1. Pure trees and pure epidemic broadcast optimize different things - Trees minimize duplication, while epidemic broadcast maximizes delivery resilience.
2. Plumtree combines a cheap fast path with a resilient repair path - Full messages ride the eager tree, while lazy gossip helps detect and repair misses.
3. Hybrid protocol design is a recurring systems pattern - The best large-scale protocols often separate common-case efficiency from failure-case recovery instead of forcing one mechanism to do both.

Knowledge Check (Test Questions)

1. Why is a pure dissemination tree risky in a churn-prone distributed system?

   • A) Because trees are always slower than gossip.
   • B) Because a broken edge or stale branch can prevent whole regions from receiving the message.
   • C) Because trees require full-mesh connectivity.

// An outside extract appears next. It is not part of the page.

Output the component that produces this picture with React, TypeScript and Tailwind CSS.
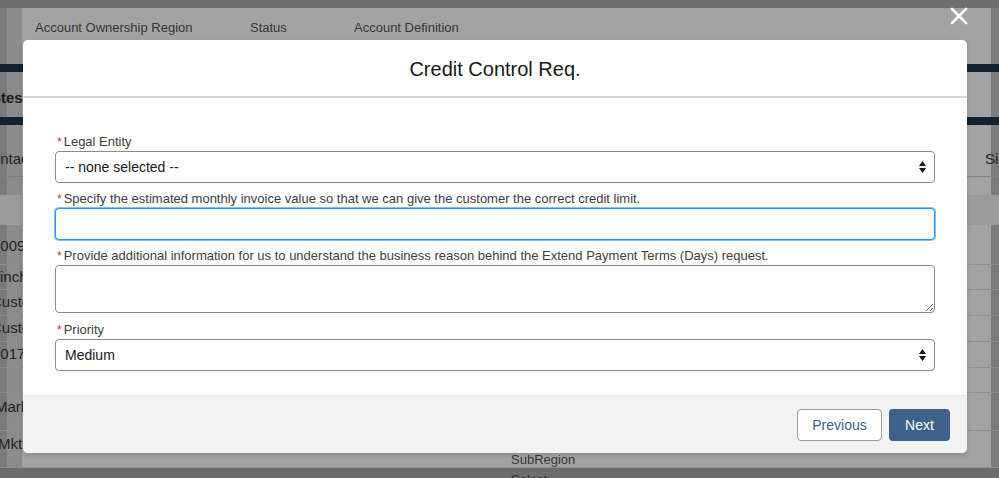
import { type ReactNode } from 'react'

/**
 * Credit Control Req. — modal step over a dimmed account record page.
 * Background page colours are painted already dimmed (as seen under the scrim).
 */

const font = "font-['Liberation_Sans','Helvetica_Neue',Arial,sans-serif]"

function Label({ children }: { children: ReactNode }) {
  return (
    <div className="flex items-center h-[18px] text-[13px] leading-[18px] text-[#3e3e3c] pl-[2px]">
      <span className="text-[#c23934] mr-[2px] text-[12px]">*</span>
      {children}
    </div>
  )
}

function Arrows() {
  return (
    <span className="pointer-events-none absolute right-[9px] top-1/2 -translate-y-1/2 flex flex-col items-center gap-[2px]">
      <svg width="7" height="5" viewBox="0 0 7 5"><path d="M3.5 0L7 5H0z" fill="#1a1a1a" /></svg>
      <svg width="7" height="5" viewBox="0 0 7 5"><path d="M0 0h7L3.5 5z" fill="#1a1a1a" /></svg>
    </span>
  )
}

function SelectBox({ value }: { value: string }) {
  return (
    <div className="relative">
      <div className="h-[32px] rounded-[4px] border border-[#8c8c8c] bg-white flex items-center pl-[9px] text-[14px] text-[#181818]">
        {value}
      </div>
      <Arrows />
    </div>
  )
}

function Row({ h, text, offset, line = true }: { h: string; text?: string; offset?: string; line?: boolean }) {
  return (
    <div className={`${h} shrink-0 flex items-center ${line ? 'border-b border-[#8f8f8f]' : ''}`}>
      {text ? <span className={`${offset} whitespace-nowrap text-[15px] text-[#222]`}>{text}</span> : null}
    </div>
  )
}

function Page() {
  return (
    <div className="h-full flex flex-col bg-[#6d6d6d] pt-[8px]">
      <div className="h-[460px] shrink-0 flex flex-col overflow-hidden bg-[linear-gradient(to_right,#7a7a7a_7px,#8c8c8c_7px,#8c8c8c_22px,#a3a3a3_22px,#a3a3a3_991px,#7b7b7b_991px)]">
        {/* record header */}
        <div className="h-[56px] shrink-0 flex pl-[35px] pt-[11px] text-[13px] leading-[17px] text-[#363636]">
          <div className="w-[215px]">
            <div>Account Ownership Region</div>
            <div>EMEA</div>
          </div>
          <div className="w-[104px]">
            <div>Status</div>
            <div>Active</div>
          </div>
          <div>
            <div>Account Definition</div>
            <div>Self-managed</div>
          </div>
        </div>
        <div className="h-[8px] shrink-0 bg-[#14222f]" />
        <div className="h-[45px] shrink-0 flex items-end pb-[10px]">
          <span className="-ml-[19px] text-[15px] leading-[18px] font-bold text-[#1c1c1c]">Notes</span>
        </div>
        <div className="h-[8px] shrink-0 bg-[#14222f]" />
        <div className="h-[52px] shrink-0 flex items-center justify-between border-b border-[#808080] pt-[18px]">
          <span className="-ml-[19px] text-[15px] text-[#222]">Contact</span>
          <span className="w-[14px] text-[15px] text-[#222] whitespace-nowrap">Sign</span>
        </div>
        <div className="h-[18px] shrink-0" />
        <div className="h-[30px] shrink-0 bg-[#9b9b9b]" />
        <Row h="h-[40px]" text="2009" offset="-ml-[8px] mt-[4px]" />
        <Row h="h-[25px]" text="Pinch" offset="-ml-[10px]" />
        <Row h="h-[26px]" text="Customer" offset="-ml-[9px]" />
        <Row h="h-[26px]" text="Customer" offset="-ml-[9px]" />
        <Row h="h-[26px]" text="2017" offset="-ml-[8px]" />
        <Row h="h-[25px]" />
        <Row h="h-[38px]" text="Market" offset="-ml-[5px] -mt-[8px]" />
        <Row h="h-[24px]" text="Mkt Dev" offset="-ml-[2px] mt-[2px]" line={false} />
        <div className="h-[13px] shrink-0 flex items-start pl-[511px] border-b border-[#8f8f8f]">
          <span className="text-[13px] leading-[13px] text-[#363636] -mt-[2px]">SubRegion</span>
        </div>
      </div>
      <div className="flex-1 pl-[511px] overflow-hidden">
        <span className="block text-[13px] leading-[13px] text-[#2a2a2a] mt-[5px]">Select</span>
      </div>
    </div>
  )
}

export default function App() {
  return (
    <div className={`relative w-[999px] h-[478px] overflow-hidden ${font}`}>
      <Page />

      {/* close */}
      <button className="absolute left-[950px] top-[7px] w-[18px] h-[18px]" aria-label="Close">
        <svg width="18" height="18" viewBox="0 0 18 18">
          <path d="M2 2L16 16M16 2L2 16" stroke="#fff" strokeWidth="2.6" strokeLinecap="round" />
        </svg>
      </button>

      {/* modal */}
      <div className="absolute left-[23px] top-[40px] w-[944px] rounded-[5px] bg-white overflow-hidden shadow-[0_2px_4px_rgba(0,0,0,0.15)]">
        <div className="h-[58px] flex items-center justify-center border-b-2 border-[#d6d6d6]">
          <h2 className="text-[20px] text-[#181818] mt-[2px]">Credit Control Req.</h2>
        </div>

        <div className="px-[32px] pt-[35px] pb-[24px] flex flex-col">
          <Label>Legal Entity</Label>
          <SelectBox value="-- none selected --" />

          <div className="mt-[7px]">
            <Label>Specify the estimated monthly invoice value so that we can give the customer the correct credit limit.</Label>
          </div>
          <input
            className="h-[32px] rounded-[4px] border border-[#1b96ff] shadow-[0_0_0_1px_#7cc0ff] outline-none bg-white px-[9px]"
            aria-label="Estimated monthly invoice value"
          />

          <div className="mt-[7px]">
            <Label>Provide additional information for us to understand the business reason behind the Extend Payment Terms (Days) request.</Label>
          </div>
          <textarea
            className="h-[48px] rounded-[4px] border border-[#8c8c8c] bg-white outline-none resize-y block"
            aria-label="Additional information"
          />

          <div className="mt-[8px]">
            <Label>Priority</Label>
          </div>
          <SelectBox value="Medium" />
        </div>

        <div className="h-[58px] bg-[#f3f3f3] border-t border-[#e5e5e5] flex items-start justify-end gap-[7px] pr-[17px] pt-[13px]">
          <button className="h-[32px] w-[85px] rounded-[4px] border border-[#9a9a9a] bg-white text-[14px] text-[#3a5e85]">
            Previous
          </button>
          <button className="h-[32px] w-[61px] rounded-[4px] bg-[#3e6189] text-[14px] text-white">
            Next
          </button>
        </div>
      </div>
    </div>
  )
}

2. What is Plumtree's main design move?

   • A) Replace epidemic dissemination with a permanent leader.
   • B) Use eager tree-like forwarding for efficiency and lazy gossip-style repair for robustness.
   • C) Eliminate all duplicate messages under all failures.

3. What job do lazy notifications play in Plumtree?

   • A) They provide a lightweight backup signal that a message exists, allowing missed eager deliveries to be repaired.
   • B) They replace all eager broadcast traffic.
   • C) They are only for metrics collection.

Answers

1. B: Trees are efficient, but they depend heavily on the health of the structure. A single missing branch can hide the message from many descendants.

2. B: The whole protocol is about combining common-case efficiency with recovery paths rather than choosing only tree or only epidemic broadcast.

3. A: Lazy notifications are the protocol's way of detecting gaps without paying full payload cost along every redundant path.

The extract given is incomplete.